Loop through the Outer Banks of NC; 6 days of riding; 285 mi (460 km)
The trip was a resounding success! We had a great time, our bikes worked well, and we had enough warm gear to keep us going. We saw some awesome sights, including lighthouses and the Wright Brothers National Memorial. And we had quite a few adventures, like getting picked up by the Currituck Sheriff on the beach highway, the Sisyphean sand plows, and the (almost) never-ending muddy wildlife refuge road.
We knew we needed to head south from PA if we were going to have a pleasant bicycle tour in late November, but we were a little surprised by how cold the weather actually was in the outer banks!

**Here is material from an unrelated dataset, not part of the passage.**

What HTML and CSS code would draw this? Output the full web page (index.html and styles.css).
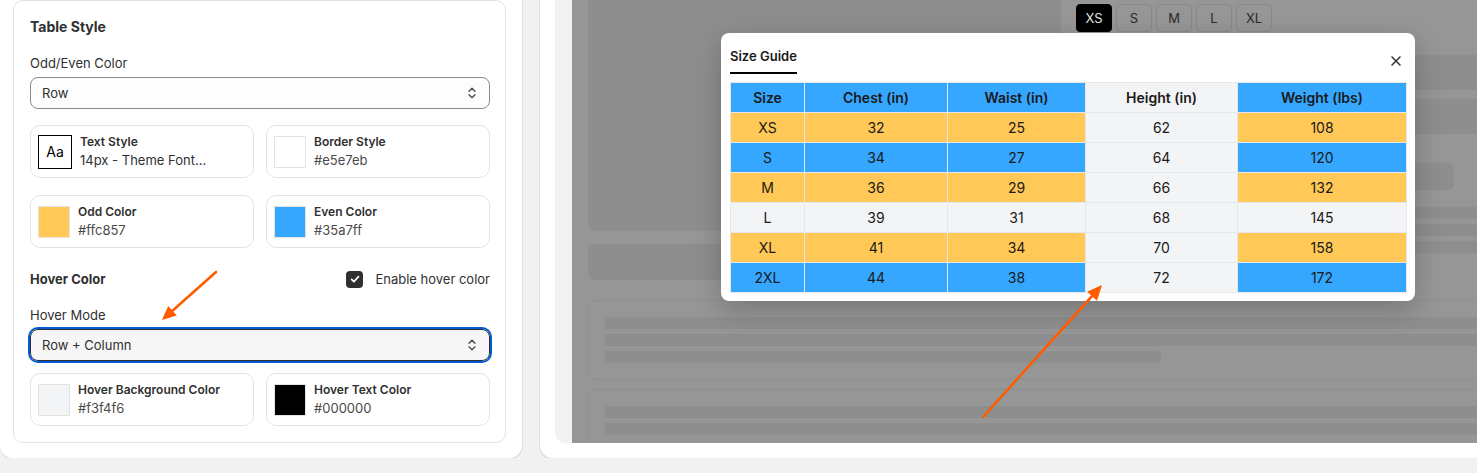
FILE: index.html
```html
<!DOCTYPE html>
<html>
<head>
    <meta charset="UTF-8">
    <title>Table Style</title>
    <link rel="stylesheet" href="styles.css">
</head>
<body>

<div class="page">
    <aside class="panel">
        <div class="panel-box">
            <h2 class="section-title">Table Style</h2>

            <div class="field-label">Odd/Even Color</div>
            <div class="select">
                <span>Row</span>
                <svg class="chevrons" width="20" height="20" viewBox="0 0 20 20"><path d="M7 8.2l3-3 3 3M7 11.8l3 3 3-3" fill="none" stroke="#4a4a4a" stroke-width="1.3" stroke-linecap="round" stroke-linejoin="round"/></svg>
            </div>

            <div class="card-grid">
                <div class="opt-card">
                    <div class="aa">Aa</div>
                    <div class="opt-text">
                        <div class="opt-title">Text Style</div>
                        <div class="opt-value dark">14px - Theme Font...</div>
                    </div>
                </div>
                <div class="opt-card">
                    <div class="swatch sw-border"></div>
                    <div class="opt-text">
                        <div class="opt-title">Border Style</div>
                        <div class="opt-value">#e5e7eb</div>
                    </div>
                </div>
                <div class="opt-card">
                    <div class="swatch sw-odd"></div>
                    <div class="opt-text">
                        <div class="opt-title">Odd Color</div>
                        <div class="opt-value">#ffc857</div>
                    </div>
                </div>
                <div class="opt-card">
                    <div class="swatch sw-even"></div>
                    <div class="opt-text">
                        <div class="opt-title">Even Color</div>
                        <div class="opt-value">#35a7ff</div>
                    </div>
                </div>
            </div>

            <div class="hover-head">
                <h3 class="sub-title">Hover Color</h3>
                <div class="check">
                    <span class="check-box">
                        <svg width="16" height="16" viewBox="0 0 16 16"><path d="M4.6 8.3l2.3 2.3 4.6-5" fill="none" stroke="#fff" stroke-width="1.7" stroke-linecap="round" stroke-linejoin="round"/></svg>
                    </span>
                    Enable hover color
                </div>
            </div>

            <div class="field-label">Hover Mode</div>
            <div class="select focused">
                <span>Row + Column</span>
                <svg class="chevrons" width="20" height="20" viewBox="0 0 20 20"><path d="M7 8.2l3-3 3 3M7 11.8l3 3 3-3" fill="none" stroke="#4a4a4a" stroke-width="1.3" stroke-linecap="round" stroke-linejoin="round"/></svg>
            </div>

            <div class="card-grid last">
                <div class="opt-card">
                    <div class="swatch sw-hover-bg"></div>
                    <div class="opt-text">
                        <div class="opt-title">Hover Background Color</div>
                        <div class="opt-value">#f3f4f6</div>
                    </div>
                </div>
                <div class="opt-card">
                    <div class="swatch sw-black"></div>
                    <div class="opt-text">
                        <div class="opt-title">Hover Text Color</div>
                        <div class="opt-value">#000000</div>
                    </div>
                </div>
            </div>
        </div>
    </aside>

    <section class="preview-card">
        <div class="preview">
            <div class="stage">
                <div class="stage-top">
                    <div class="left-col">
                        <div class="media"></div>
                        <div class="sk-bar-lg"></div>
                    </div>
                    <div class="right-col">
                        <div class="sizes">
                            <div class="size active">XS</div>
                            <div class="size">S</div>
                            <div class="size">M</div>
                            <div class="size">L</div>
                            <div class="size">XL</div>
                        </div>
                        <div class="sk-block"></div>
                        <div class="sk-block second"></div>
                        <div class="sk-button"></div>
                        <div class="sk-lines">
                            <div class="sk-line"></div>
                            <div class="sk-line"></div>
                            <div class="sk-line"></div>
                        </div>
                    </div>
                </div>

                <div class="sk-card">
                    <div class="sk-line"></div>
                    <div class="sk-line"></div>
                    <div class="sk-line short"></div>
                </div>
                <div class="sk-card">
                    <div class="sk-line"></div>
                    <div class="sk-line"></div>
                </div>

                <div class="modal">
                    <div class="modal-head">
                        <div class="tab">Size Guide</div>
                        <svg class="close" width="12" height="12" viewBox="0 0 12 12"><path d="M2 2l8 8M10 2l-8 8" stroke="#303030" stroke-width="1.5" stroke-linecap="round"/></svg>
                    </div>
                    <table class="size-table">
                        <colgroup>
                            <col style="width: 74px">
                            <col style="width: 143px">
                            <col style="width: 138px">
                            <col style="width: 152px">
                            <col style="width: 169px">
                        </colgroup>
                        <tr class="head">
                            <th class="even">Size</th>
                            <th class="even">Chest (in)</th>
                            <th class="even">Waist (in)</th>
                            <th class="hover">Height (in)</th>
                            <th class="even">Weight (lbs)</th>
                        </tr>
                        <tr class="odd"><td>XS</td><td>32</td><td>25</td><td class="hover">62</td><td>108</td></tr>
                        <tr class="even"><td>S</td><td>34</td><td>27</td><td class="hover">64</td><td>120</td></tr>
                        <tr class="odd"><td>M</td><td>36</td><td>29</td><td class="hover">66</td><td>132</td></tr>
                        <tr class="hover"><td>L</td><td>39</td><td>31</td><td class="hover">68</td><td>145</td></tr>
                        <tr class="odd"><td>XL</td><td>41</td><td>34</td><td class="hover">70</td><td>158</td></tr>
                        <tr class="even"><td>2XL</td><td>44</td><td>38</td><td class="hover">72</td><td>172</td></tr>
                    </table>
                </div>
            </div>
        </div>
    </section>
</div>

<svg class="arrows" width="1477" height="473" viewBox="0 0 1477 473">
    <line x1="216" y1="272" x2="172.5" y2="310.7" stroke="#ff5c00" stroke-width="2.6" stroke-linecap="round"/>
    <polygon points="162,320 176.8,315.4 168.2,305.9" fill="#ff5c00"/>
    <line x1="983" y1="417" x2="1092" y2="296.1" stroke="#ff5c00" stroke-width="2.6" stroke-linecap="round"/>
    <polygon points="1102,285 1097,300.7 1087.2,291.7" fill="#ff5c00"/>
</svg>

</body>
</html>
```

FILE: styles.css
```css
body {
    margin: 0;
    background: #f1f1f1;
    font-family: Inter, "Noto Sans", Arial, sans-serif;
    color: #303030;
    overflow: hidden;
}

.page {
    display: flex;
    align-items: flex-start;
    gap: 18px;
    width: 1540px;
    margin-top: -20px;
}

/* left settings panel */

.panel {
    width: 522px;
    box-sizing: border-box;
    background: #fff;
    border-radius: 0 0 12px 12px;
    padding: 20px 16px 15px 13px;
    box-shadow: 0 1px 0 rgba(0, 0, 0, 0.13), 1px 0 0 rgba(0, 0, 0, 0.06);
}

.panel-box {
    border: 1px solid #e3e3e3;
    border-radius: 10px;
    padding: 16px 15px 16px 16px;
}

.section-title {
    margin: 0;
    font-size: 14px;
    line-height: 20px;
    font-weight: 650;
}

.sub-title {
    margin: 0;
    font-size: 13px;
    line-height: 20px;
    font-weight: 650;
}

.field-label {
    margin-top: 16px;
    font-size: 13px;
    line-height: 20px;
}

.select {
    margin-top: 4px;
    height: 32px;
    box-sizing: border-box;
    border: 1px solid #8a8a8a;
    border-radius: 8px;
    background: #fdfdfd;
    display: flex;
    align-items: center;
    justify-content: space-between;
    padding: 0 7px 0 11px;
    font-size: 13px;
}

.select.focused {
    border-color: #303030;
    background: #f6f6f6;
    outline: 2px solid #005bd3;
    outline-offset: 0;
}

.card-grid {
    margin-top: 16px;
    display: grid;
    grid-template-columns: 1fr 1fr;
    gap: 17px 12px;
}

.card-grid.last {
    margin-top: 12px;
}

.opt-card {
    height: 53px;
    box-sizing: border-box;
    border: 1px solid #e3e3e3;
    border-radius: 10px;
    display: flex;
    align-items: center;
    gap: 8px;
    padding: 0 8px 0 7px;
}

.aa {
    width: 34px;
    height: 34px;
    box-sizing: border-box;
    border: 1px solid #000;
    display: flex;
    align-items: center;
    justify-content: center;
    font-size: 14px;
    color: #000;
}

.swatch {
    width: 32px;
    height: 32px;
    box-sizing: border-box;
    border: 1px solid #e3e3e3;
}

.sw-border { background: #fff; }
.sw-odd { background: #ffc857; }
.sw-even { background: #35a7ff; }
.sw-hover-bg { background: #f3f4f6; }
.sw-black { background: #000; }

.opt-title {
    font-size: 12px;
    line-height: 16px;
    font-weight: 600;
    color: #303030;
}

.opt-value {
    font-size: 13px;
    line-height: 20px;
    color: #4a4a4a;
}

.opt-value.dark {
    color: #303030;
}

.hover-head {
    margin-top: 21px;
    display: flex;
    justify-content: space-between;
    align-items: center;
    height: 20px;
}

.check {
    display: flex;
    align-items: center;
    gap: 12px;
    font-size: 13px;
}

.check-box {
    width: 17px;
    height: 17px;
    border-radius: 4px;
    background: #303030;
    display: flex;
    align-items: center;
    justify-content: center;
}

/* right preview */

.preview-card {
    flex: 1;
    background: #fff;
    border-radius: 0 0 12px 12px;
    padding: 20px 0 15px 15px;
    box-shadow: 0 1px 0 rgba(0, 0, 0, 0.13), -1px 0 0 rgba(0, 0, 0, 0.06);
}

.preview {
    background: #f1f2f2;
    border-radius: 0 0 0 10px;
    padding-left: 17px;
    overflow: hidden;
}

.stage {
    position: relative;
    height: 443px;
    background: #969696;
    padding-left: 16px;
    overflow: hidden;
}

.stage-top {
    display: flex;
    height: 280px;
}

.left-col {
    width: 473px;
}

.media {
    height: 231px;
    background: #8e8e8e;
    border-radius: 0 0 8px 8px;
}

.sk-bar-lg {
    margin-top: 13px;
    height: 36px;
    background: #8e8e8e;
    border-radius: 6px;
}

.right-col {
    flex: 1;
    padding-left: 15px;
}

.sizes {
    display: flex;
    gap: 4px;
    margin-top: 4px;
}

.size {
    width: 36px;
    height: 28px;
    box-sizing: border-box;
    border: 1px solid #8a8a8a;
    border-radius: 4px;
    display: flex;
    align-items: center;
    justify-content: center;
    font-size: 13px;
    color: #2a2a2a;
}

.size.active {
    background: #000;
    border-color: #000;
    color: #e6e6e6;
}

.sk-block {
    margin-top: 23px;
    height: 35px;
    background: #8e8e8e;
}

.sk-block.second {
    margin-top: 9px;
}

.sk-button {
    margin-top: 29px;
    width: 378px;
    height: 27px;
    background: #8e8e8e;
    border-radius: 6px;
}

.sk-lines {
    margin-top: 17px;
}

.sk-line {
    height: 12px;
    background: #8e8e8e;
    border-radius: 3px;
    margin-bottom: 5px;
}

.sk-line.short {
    width: 556px;
}

.sk-card {
    margin-top: 20px;
    border: 1px solid #8f8f8f;
    border-radius: 8px;
    padding: 16px 16px 11px 16px;
}

.sk-card + .sk-card {
    margin-top: 9px;
}

/* size guide modal */

.modal {
    position: absolute;
    left: 149px;
    top: 33px;
    width: 694px;
    height: 268px;
    box-sizing: border-box;
    background: #fff;
    border-radius: 8px;
    padding: 0 9px 9px;
    box-shadow: 0 8px 28px rgba(0, 0, 0, 0.22);
}

.modal-head {
    display: flex;
    justify-content: space-between;
    align-items: flex-start;
    height: 49px;
}

.tab {
    margin-top: 13px;
    padding-bottom: 6px;
    border-bottom: 2px solid #000;
    font-size: 13px;
    line-height: 20px;
    font-weight: 600;
    color: #1a1a1a;
}

.close {
    margin-right: 4px;
    margin-top: 22px;
}

.size-table {
    width: 676px;
    border-collapse: collapse;
    table-layout: fixed;
    font-size: 14px;
    color: #1a1a1a;
}

.size-table th,
.size-table td {
    height: 29px;
    padding: 0;
    text-align: center;
    border: 1px solid #e5e7eb;
}

.size-table th {
    font-weight: 600;
}

.size-table .odd td { background: #ffc857; }
.size-table .even td,
.size-table th.even { background: #35a7ff; }
.size-table tr.hover td,
.size-table .hover { background: #f3f4f6; }

.size-table tr.odd td.hover,
.size-table tr.even td.hover { background: #f3f4f6; }

/* annotation arrows */

.arrows {
    position: absolute;
    top: 0;
    left: 0;
    pointer-events: none;
}
```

On half of the days, the daily high was actually close to or below the average low. Brrr. But this ended up being useful, in the fact that we could test our cold-weather gear. We wanted to do this anyway, since we are planning to start in Alaska in May, and depending on the year it is chilly. We learned that we have enough warm things for our cores, but could definitely use a few items…
#1: Thin wool gloves – Our hands were warm inside the bar mitts, but wool gloves would have been better for wet conditions
#2: Neoprene booties – Our rain covers for our shoes did not hold up, and once our socks got wet our feet got cold. Good booties could remedy this problem by keeping out the cold and wind.
#3: Warm waterproof hiking boots – Our SPD-style riding shoes are actually summer shoes with a lot of mesh for breatheability and contain vents in the bottoms. These vents were great at letting in water! So, for those days that are both quite cold and really wet having some hiking boots would be great to keep our feet both dry and warm. Also, it would give us an extra pair of shoes when one is wet, and for hiking in general.
#4: Flat pedal attachments – We’ll need some pedal attachments to allow use of “normal” shoes if we wear our hiking boots when riding.
In other lessons learned… we definitely will be more careful with our use of Google Maps! There are a lot of roads on map services (and in GPSs) that are not very driveable – or rideable). This makes more of a difference when the road turns muddy, and the winter days are short. Speaking of which, this was our first winter-season tour, and we were caught off guard by how early it got dark! If we weren’t set up to camp by 4:30 or so we were in for a cold dinner — at around 5 PM it got dark.
The final lesson was that we need to get used to our new bicycles and the riding postures. I (Jason) started having knee pain part way through the trip, and it got so bad I couldn’t finish the ride back to Virginia Beach on the last day. We think it was brought on by a change in riding posture – our new bikes are set up to focus on the hamstring muscle group and pulling, as opposed to the quads and pushing – in combination with a lot of hard mashing into the wind. My knee is doing much better now, though, and this is good, since I commute via bicycle to work every day.